Black Enterprise reports:
“We were one of the 1st black organizations to support Hillary Clinton in the early stages, when it was deemed ‘too early to publicly endorse’ her campaign,” notes Busby. “We’ve said then that we believe she is the best candidate with the best understanding of the economic challenges facing black business owners and small business owners across the board.”
At that time, Busby asserted that “in order for there to be a strong black America, there must be strong black businesses.” Citing the need for a candidate who would “expand access to capital, provide tax relief, and expand access to new markets for black business owners,” he said Clinton was the best person for the job.
According to the briefing statement on HillaryClinton.com regarding her support for small business, “African Americans have made great progress in small business entrepreneurship. The number of small businesses owned by African American women, for example, has more than quadrupled since 1997. But while small businesses have helped African American families get ahead, they too often face difficulties securing the outside funding they need to grow. Hillary will fight to level the playing field for African American small business owners by cutting red tape, expanding access to capital, providing tax relief, and expanding access to new markets.”
In addition to easing unnecessary regulatory burdens on community banks, which provide credit to small business owners, Clinton has said that she will support innovative new financing modes like impact investing. She will double support for community development financial institutions and the successful State Small Business Credit Initiative, which offers crucial sources of support for small businesses across the country—particularly in underserved communities.
Clinton did a lot of talking to and with African-American women over the course of her campaign, but more importantly, she did a lot of listening, even to those who viewed her with suspicion (and still do, in many cases.)
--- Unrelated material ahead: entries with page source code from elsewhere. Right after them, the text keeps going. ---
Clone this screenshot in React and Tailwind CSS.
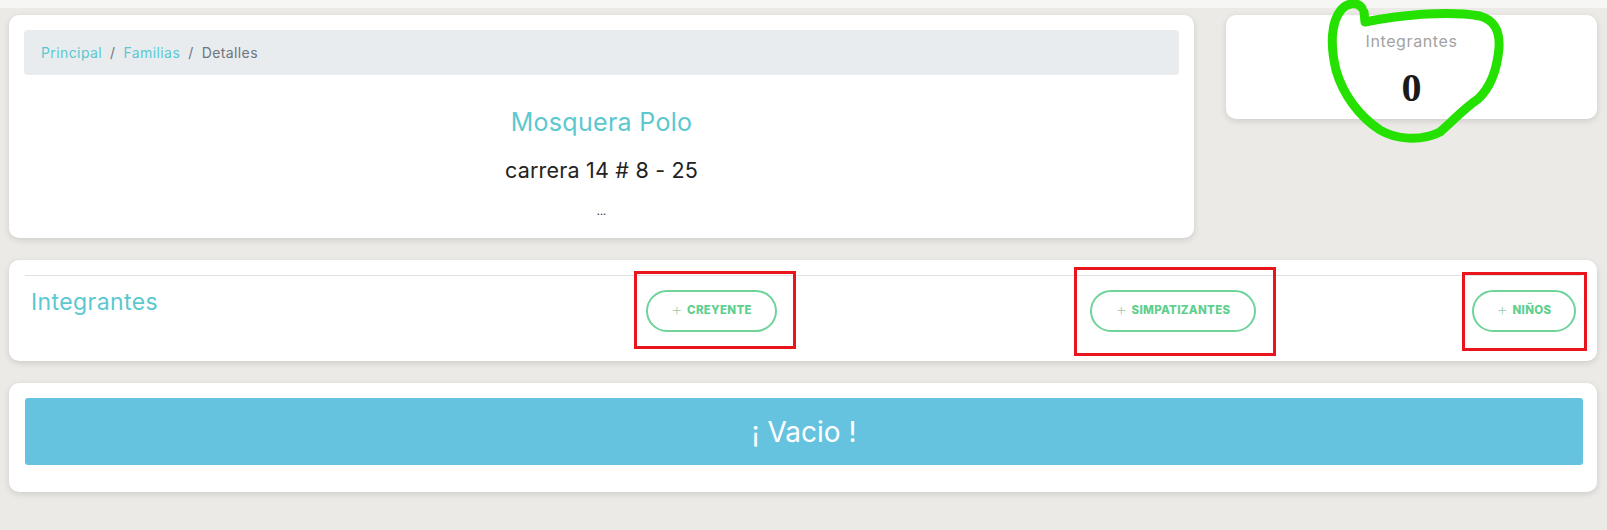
import React from 'react';

const FONT = "font-['Inter','Open_Sans',sans-serif]";

function AddButton({ label, className }) {
  return (
    <button
      className={`h-[42px] rounded-full border-2 border-[#6fd39a] bg-white flex items-center justify-center gap-[4px] text-[11.5px] font-extrabold tracking-[0.3px] text-[#5fcf8e] ${className}`}
    >
      <span className="text-[18px] font-extralight text-[#9bc9a8] leading-none -mt-[2px]">+</span>
      {label}
    </button>
  );
}

function Card({ className, children }) {
  return (
    <div className={`bg-white rounded-[10px] shadow-[0_2px_6px_rgba(0,0,0,0.13)] ${className}`}>
      {children}
    </div>
  );
}

export default function App() {
  return (
    <div className={`relative min-h-[530px] bg-[#ebeae6] ${FONT}`}>
      <div className="h-[8px] bg-[#f6f6f4]" />

      <div className="flex pl-[9px] pt-[7px] gap-[32px]">
        <Card className="w-[1185px] h-[223px] px-[15px] pt-[15px]">
          <div className="h-[45px] rounded-[4px] bg-[#e9ecef] flex items-center px-[17px] text-[14px] tracking-[0.4px]">
            <span className="text-[#5bc8d0]">Principal</span>
            <span className="px-[8px] text-[#6c757d]">/</span>
            <span className="text-[#5bc8d0]">Familias</span>
            <span className="px-[8px] text-[#6c757d]">/</span>
            <span className="text-[#6c757d]">Detalles</span>
          </div>
          <div className="flex flex-col items-center">
            <div className="mt-[31px] text-[25px] tracking-[0.3px] text-[#5bc8d0] leading-[32px]">Mosquera Polo</div>
            <div className="mt-[18px] text-[21.5px] tracking-[0.2px] text-[#222] leading-[28px]">carrera 14 # 8 - 25</div>
            <div className="mt-[20px] text-[11px] text-[#333] leading-[14px]">...</div>
          </div>
        </Card>

        <Card className="w-[371px] h-[104px] flex flex-col items-center">
          <div className="mt-[16px] text-[16px] tracking-[0.6px] text-[#a3a3a3] leading-[20px]">Integrantes</div>
          <div className="mt-[17px] font-['Liberation_Serif',serif] font-bold text-[40px] leading-[40px] text-[#1a1a1a]">
            0
          </div>
        </Card>
      </div>

      <Card className="ml-[9px] mr-[10px] mt-[22px] h-[101px] px-[16px] pt-[15px]">
        <div className="border-t border-[#dee2e6]" />
        <div className="flex items-start">
          <div className="pl-[6px] pt-[11px] text-[23px] tracking-[0.4px] leading-[30px] text-[#5bc8d0] w-[621px]">Integrantes</div>
          <AddButton label="CREYENTE" className="mt-[14px] w-[131px]" />
          <AddButton label="SIMPATIZANTES" className="mt-[14px] ml-[313px] w-[166px]" />
          <AddButton label="NIÑOS" className="mt-[14px] ml-[216px] w-[104px]" />
        </div>
      </Card>

      <Card className="ml-[9px] mr-[10px] mt-[22px] h-[109px] pl-[16px] pr-[14px] pt-[15px]">
        <div className="h-[67px] rounded-[3px] bg-[#66c3df] flex items-center justify-center text-white text-[28px]">
          ¡ Vacio !
        </div>
      </Card>

      {/* annotations */}
      <div className="absolute left-[634px] top-[271px] w-[162px] h-[78px] border-[3px] border-[#e8151d]" />
      <div className="absolute left-[1074px] top-[267px] w-[202px] h-[89px] border-[3px] border-[#e8151d]" />
      <div className="absolute left-[1462px] top-[272px] w-[125px] h-[79px] border-[3px] border-[#e8151d]" />
      <svg className="absolute left-0 top-0 pointer-events-none" width="1607" height="530">
        <path
          d="M1362 8 C1358 2 1348 2 1341 10 C1331 22 1330 45 1336 70 C1343 95 1360 117 1380 130 C1395 139 1420 142 1440 132 C1452 122 1462 110 1478 99 C1490 88 1497 70 1499 48 C1500 30 1494 20 1480 16 C1455 12 1420 14 1395 17 C1380 19 1370 21 1365 22 L1364 12"
          fill="none"
          stroke="#24e100"
          strokeWidth="9"
          strokeLinecap="round"
          strokeLinejoin="round"
        />
      </svg>
    </div>
  );
}
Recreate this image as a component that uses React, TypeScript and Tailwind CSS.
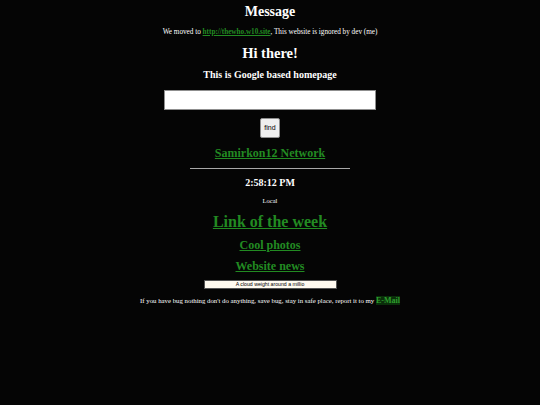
export default function App() {
  const link = "text-[#228b22] underline font-bold"

  return (
    <div className="min-h-[405px] w-full bg-[#050505] text-white font-['Liberation_Serif',serif] flex flex-col items-center pt-[1px]">
      <h1 className="h-[22px] leading-[22px] text-[14px] font-bold">Message</h1>
      <p className="mt-[3px] h-[12px] leading-[12px] text-[7.2px]">
        We moved to <a className={link} href="#">http://thewho.w10.site</a>, This website is ignored by dev (me)
      </p>
      <h2 className="mt-[4px] h-[22px] leading-[22px] text-[14.5px] font-bold">Hi there!</h2>
      <h3 className="mt-[4px] h-[14px] leading-[14px] text-[10px] font-bold">This is Google based homepage</h3>

      <input
        type="text"
        className="mt-[8px] h-[20px] w-[212px] bg-white border border-[#8f8f8f] outline-none"
      />
      <button className="mt-[8px] h-[20px] w-[20px] bg-[#efefef] border border-[#8f8f8f] rounded-[2px] text-black text-[7px] font-['Liberation_Sans',sans-serif] flex items-center justify-center">
        find
      </button>

      <a href="#" className={`${link} mt-[7px] h-[16px] leading-[16px] text-[12px]`}>
        Samirkon12 Network
      </a>
      <hr className="mt-[7px] w-[160px] border-0 h-[1px] bg-[#a8a8a8]" />

      <div className="mt-[7px] h-[14px] leading-[14px] text-[10px] font-bold">2:58:12 PM</div>
      <div className="mt-[6px] h-[10px] leading-[10px] text-[6.5px]">Local</div>

      <a href="#" className={`${link} mt-[6px] h-[20px] leading-[20px] text-[16px]`}>
        Link of the week
      </a>
      <a href="#" className={`${link} mt-[5px] h-[16px] leading-[16px] text-[12px]`}>
        Cool photos
      </a>
      <a href="#" className={`${link} mt-[5px] h-[16px] leading-[16px] text-[12px]`}>
        Website news
      </a>

      <div className="mt-[6px] h-[9px] w-[133px] bg-[#fffaf0] border border-[#555] overflow-hidden flex items-center justify-center">
        <span className="text-black text-[5.2px] leading-[7px] font-['Liberation_Sans',sans-serif] whitespace-nowrap">
          A cloud weight around a millio
        </span>
      </div>

      <p className="mt-[7px] h-[10px] leading-[10px] text-[6.8px] whitespace-nowrap">
        If you have bug nothing don't do anything, save bug, stay in safe place, report it to my{" "}
        <a href="#" className="text-[#2e9e2e] bg-[#0a2e0a] font-bold text-[8px]">E-Mail</a>
      </p>
    </div>
  )
}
It's the listening that has mattered the most, as her campaign has clearly been influenced by the perspectives, research, and policy proposals of African-American women. It has helped to make her platform more progressive and intersectional than any Democratic nominee in history, and honors the rightful place of African-American women as the most important demographic of the Democratc base by centering their needs in the platform of the party and its nominee.


1 comment:

  1. if it weren't for African Americans and immigrants we'd be in big trouble. All of us owe them a lot, and have for a very long time. And if it weren't for African Americans in general we would have no American culture to speak of. African Americans are always the cultural leads. Diversity is what makes us unique, even when institutional intolerance is entrenched.

    Hillary scares those who are advantaged by institutional intolerance.

    and if Bernie wants to do the right thing, now would be the time.